Al Quoz posted a 23 percent year-on-year jump in residential transaction volumes in the first half of 2026, according to Dubai Land Department data—outpacing JVC, JLT, and most of the mid-market belt. The driver is not a single developer launch. It is a series of quiet but consequential zoning amendments that have allowed mixed-use residential construction to sit alongside the district's warehouses and galleries for the first time at scale.
The shift matters because Dubai's supply pipeline is under pressure. With Downtown Dubai averaging AED 1,600 per square foot and Palm Jumeirah stratospheric for most buyers under 35, the golden visa cohort—professionals who secured 10-year residency and now want to own rather than rent—has been hunting for alternatives within 10 minutes of the city's creative and commercial core. Al Quoz, straddling the junction of Sheikh Zayed Road and Al Khail Road, fits that brief in a way that Deira or Al Qusais simply does not.

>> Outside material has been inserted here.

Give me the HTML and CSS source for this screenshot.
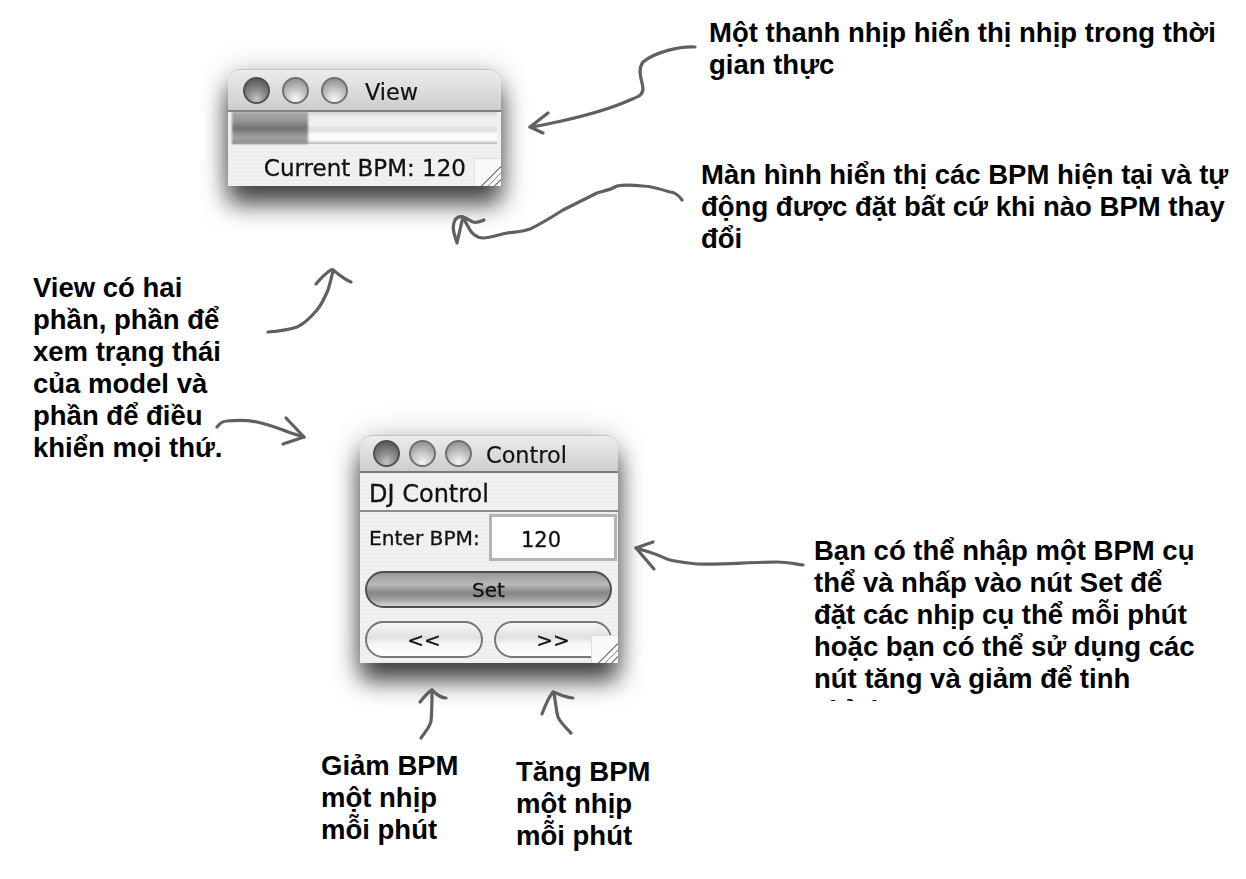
FILE: index.html
```html
<!DOCTYPE html>
<html lang="vi">
<head>
    <meta charset="UTF-8">
    <meta name="viewport" content="width=device-width, initial-scale=1.0">
    <title>View và Control</title>
    <link rel="stylesheet" href="styles.css">
</head>
<body>
    <main class="canvas">
        <section class="win win-view">
            <header class="titlebar">
                <span class="lights">
                    <i class="light light-dark"></i>
                    <i class="light"></i>
                    <i class="light"></i>
                </span>
                <span class="win-title">View</span>
            </header>
            <div class="beat-bar"><div class="beat-fill"></div></div>
            <div class="status-row">Current BPM: 120</div>
            <div class="grip"></div>
        </section>

        <section class="win win-control">
            <header class="titlebar">
                <span class="lights">
                    <i class="light light-dark"></i>
                    <i class="light"></i>
                    <i class="light"></i>
                </span>
                <span class="win-title">Control</span>
            </header>
            <div class="dj-row">DJ Control</div>
            <div class="bpm-row">
                <span class="bpm-label">Enter BPM:</span>
                <span class="bpm-input">120</span>
            </div>
            <div class="set-row"><button class="pill pill-set">Set</button></div>
            <div class="step-row">
                <button class="pill">&lt;&lt;</button>
                <button class="pill">&gt;&gt;</button>
            </div>
            <div class="grip"></div>
        </section>

        <svg class="arrows" width="1246" height="879" viewBox="0 0 1246 879" fill="none">
            <!-- top right, to the beat bar -->
            <path d="M695 47C680 46 655 52 643 62C637 70 642 80 643 88C643 96 637 97 630 100C610 109 580 117 557 122C548 124 540 126 530 127"/>
            <path d="M548 113L530 127L543 133"/>
            <!-- to the current BPM row -->
            <path d="M682 200C677 193 672 192 670 192C660 189 650 186 643 186C632 185 622 185 617 186C610 190 604 191 597 193C585 199 575 204 563 210C552 217 541 224 530 229C522 232 515 232 507 233C498 235 490 238 483 238C476 238 471 232 470 230C467 225 465 221 463 217"/>
            <path d="M484 220C480 222 477 223 473 222C470 221 467 218 463 217C460 216 457 217 455 220C453 224 453 229 454 233C455 237 456 240 457 243C458 238 459 234 460 230C461 225 462 221 463 217"/>
            <!-- left note, up to the view -->
            <path d="M268 332C280 331 289 330 297 327C304 324 311 317 317 310C322 304 325 297 328 290C330 283 332 277 333 270"/>
            <path d="M316 284C320 279 324 275 328 272C330 270 332 269 333 270C338 274 345 280 351 282"/>
            <!-- left note, down to the control -->
            <path d="M217 427C220 423 224 421 227 421C237 420 247 420 257 422C266 424 275 427 283 430C290 433 297 435 304 437"/>
            <path d="M286 418L304 437L283 444"/>
            <!-- right note, to the text field -->
            <path d="M803 565C795 564 786 562 777 562C750 562 722 565 697 564C687 563 678 562 670 560C666 559 663 557 660 556C653 553 645 551 636 548"/>
            <path d="M653 542L636 548L654 569"/>
            <!-- under the step buttons -->
            <path d="M421 738C425 732 430 727 431 721C432 712 432 700 432 690"/>
            <path d="M420 702C424 697 428 692 432 690C436 694 441 698 446 698"/>
            <path d="M571 733C565 727 560 722 558 717C556 710 556 705 555 700C555 697 554 694 553 692"/>
            <path d="M542 714C545 706 548 698 553 692C559 694 566 698 573 698"/>
        </svg>

        <p class="note note-bar">Một thanh nhịp hiển thị nhịp trong thời gian thực</p>
        <p class="note note-screen">Màn hình hiển thị các BPM hiện tại và tự động được đặt bất cứ khi nào BPM thay đổi</p>
        <p class="note note-view">View có hai phần, phần để xem trạng thái của model và phần để điều khiển mọi thứ.</p>
        <p class="note note-set">Bạn có thể nhập một BPM cụ thể và nhấp vào nút Set để đặt các nhịp cụ thể mỗi phút hoặc bạn có thể sử dụng các nút tăng và giảm để tinh chỉnh</p>
        <p class="note note-down">Giảm BPM một nhịp mỗi phút</p>
        <p class="note note-up">Tăng BPM một nhịp mỗi phút</p>
    </main>
</body>
</html>
```

FILE: styles.css
```css
html, body {
    margin: 0;
    background: #fff;
}
.canvas {
    position: relative;
    width: 1246px;
    height: 879px;
    overflow: hidden;
}

/* notes */
.note {
    position: absolute;
    margin: 0;
    font-family: "Liberation Sans", Arial, sans-serif;
    font-weight: bold;
    font-size: 27.5px;
    line-height: 32px;
    color: #000;
}
.note-bar { left: 709px; top: 17px; width: 530px; }
.note-screen { left: 701px; top: 159px; width: 540px; }
.note-view { left: 33px; top: 272px; width: 200px; }
.note-set { left: 814px; top: 535px; width: 392px; height: 166px; overflow: hidden; }
.note-down { left: 321px; top: 750px; width: 150px; }
.note-up { left: 516px; top: 756px; width: 150px; }

.arrows {
    position: absolute;
    left: 0;
    top: 0;
}
.arrows path {
    stroke: #606060;
    stroke-width: 3.2;
    stroke-linecap: round;
    stroke-linejoin: round;
}

/* mac windows */
.win {
    position: absolute;
    display: flex;
    flex-direction: column;
    box-sizing: border-box;
    border-radius: 12px 12px 0 0;
    background: repeating-linear-gradient(#f1f1f1 0, #f1f1f1 2px, #eeeeee 2px, #eeeeee 4px);
    box-shadow: 0 18px 24px 0 rgba(0, 0, 0, 0.72), 0 0 30px rgba(0, 0, 0, 0.2);
    font-family: "DejaVu Sans", sans-serif;
    color: #111;
    filter: blur(0.5px);
    -webkit-text-stroke: 0.3px #111;
}
.win-view { left: 228px; top: 69px; width: 273px; height: 117px; }
.win-control { left: 360px; top: 435px; width: 258px; height: 228px; }

.titlebar {
    display: flex;
    align-items: center;
    box-sizing: border-box;
    border-radius: 12px 12px 0 0;
    border-top: 1px solid #c4c4c4;
    border-bottom: 2px solid #7d7d7d;
    background: linear-gradient(#ececec, #cdcdcd);
}
.win-view .titlebar { height: 43px; padding-left: 15px; }
.win-control .titlebar { height: 38px; padding-left: 13px; }

.lights { display: flex; }
.win-view .lights { gap: 12px; }
.win-control .lights { gap: 9px; }
.light {
    display: block;
    width: 27px;
    height: 27px;
    box-sizing: border-box;
    border-radius: 50%;
    border: 2px solid #707070;
    background: radial-gradient(circle at 50% 88%, #f6f6f6 0, #cfcfcf 35%, #a6a6a6 70%, #858585 100%);
}
.light-dark {
    border-color: #505050;
    background: radial-gradient(circle at 50% 88%, #c4c4c4 0, #8d8d8d 40%, #666 75%, #4c4c4c 100%);
}
.win-title {
    padding-top: 3px;
    font-size: 22.4px;
    -webkit-text-stroke: 0.2px #111;
}
.win-view .win-title { margin-left: 17px; }
.win-control .win-title { margin-left: 14px; }

.beat-bar {
    height: 32px;
    margin: 0 4px;
    background: linear-gradient(#d4d4d4, #ececec 15%, #f2f2f2 40%, #e2e2e2 50%, #e4e4e4 62%, #fbfbfb 68%, #fbfbfb 88%, #b4b4b4);
}
.beat-fill {
    width: 76px;
    height: 100%;
    background: linear-gradient(#a8a8a8, #9a9a9a 25%, #717171 50%, #a4a4a4 80%, #8a8a8a);
    filter: blur(1px);
}
.status-row {
    flex: 1;
    display: flex;
    align-items: center;
    justify-content: flex-end;
    padding: 6px 35px 0 0;
    font-size: 23px;
}

.grip {
    position: absolute;
    right: 0;
    bottom: 0;
    width: 27px;
    height: 28px;
    box-sizing: border-box;
    border-left: 1px solid #dcdcdc;
    border-top: 1px solid #dcdcdc;
    background: linear-gradient(135deg, #f8f8f8 62%, #8c8c8c 62%, #8c8c8c 65%, #f8f8f8 65%, #f8f8f8 74%, #8c8c8c 74%, #8c8c8c 77%, #f8f8f8 77%, #f8f8f8 86%, #8c8c8c 86%, #8c8c8c 89%, #f8f8f8 89%);
}

.dj-row {
    height: 39px;
    box-sizing: border-box;
    padding-left: 9px;
    border-bottom: 2px solid #8c8c8c;
    font-size: 24px;
    line-height: 43px;
}
.bpm-row {
    display: flex;
    align-items: center;
    height: 52px;
}
.bpm-label {
    width: 129px;
    box-sizing: border-box;
    padding-left: 9px;
    font-size: 20.2px;
}
.bpm-input {
    width: 128px;
    height: 47px;
    box-sizing: border-box;
    margin-bottom: 2px;
    padding-left: 29px;
    border: 3px solid #b4b4b4;
    background: #fff;
    font-size: 21px;
    line-height: 46px;
}
.pill {
    display: block;
    box-sizing: border-box;
    width: 118px;
    height: 37px;
    padding: 0;
    border: 2px solid #777;
    border-radius: 19px;
    background: linear-gradient(#f6f6f6, #e0e0e0 45%, #f4f4f4 60%, #fff);
    color: #111;
    font-family: "DejaVu Sans", sans-serif;
    font-size: 20px;
    -webkit-text-stroke: 0.3px #111;
}
.pill-set {
    width: 247px;
    border-color: #505050;
    background: linear-gradient(#989898, #b9b9b9 35%, #868686 60%, #9f9f9f 80%, #d6d6d6);
}
.set-row {
    padding: 7px 0 0 5px;
}
.step-row {
    display: flex;
    gap: 11px;
    padding: 13px 0 0 5px;
}
```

What the Planners Actually Changed
Dubai Municipality's 2025 land-use amendment to Al Quoz Industrial Areas 1 and 2 opened roughly 40 parcels to G+4 mixed-use development—ground-floor retail or light commercial, up to four floors of residential above. That may sound modest, but in a district where freehold title was previously unavailable to most end-users, the regulatory change was a starting gun. Emaar Properties has acquired two plots along Latoz Road. Smaller regional developers including Deyaar and Object 1 have filed planning applications for a combined 1,200 units expected to complete between late 2027 and early 2028.
The Al Quoz Creative District designation, formalised by Dubai Culture in 2024, added a second layer of institutional backing. Alserkal Avenue—already anchored by more than 70 galleries, studios, and concept spaces along Al Quoz 1—has become the cultural spine around which residential demand is organising itself. One-bedroom apartments within 800 metres of Alserkal Avenue are being listed at AED 950 to AED 1,100 per square foot off-plan, against a district average that sat below AED 700 per square foot as recently as 2023.
Who Is Actually Buying
The buyer profile skews heavily toward residents aged 28 to 40 holding golden visas or long-term employment passes. Real estate agents working the district say enquiries from European and South Asian professionals now outnumber those from investors seeking yield, which is a structural change from the speculative wave that inflated JBR prices before 2022. Rental yields in Al Quoz are still attractive—gross yields of 6.8 to 7.2 percent on completed stock compare favourably with Downtown's 4.5 percent—but capital appreciation is increasingly the conversation.
Infrastructure commitments are reinforcing sentiment. The Roads and Transport Authority confirmed in March 2026 that the Route 2020 metro extension feasibility study now includes an Al Quoz station option on a potential northern spur. No approval has been granted and no timeline is fixed, but the mention in an official RTA document was enough to push two off-plan projects to sell out their first-release tranches within a fortnight of the news circulating on property forums.
Buyers should price in uncertainty on the metro question and look hard at service charge projections—new mixed-use buildings in transitional industrial zones have produced some unpleasant surprises in Dubai before, particularly around cooling and waste management costs. The Al Quoz Owners Association, established last year under RERA oversight, is pushing developers to disclose full lifecycle cost estimates before sales launches. Buyers would be wise to request those documents before signing an SPA. The district's transformation is real and policy-backed, but the gap between planning permission and polished neighbourhood is one that several Dubai zip codes have spent years trying to close.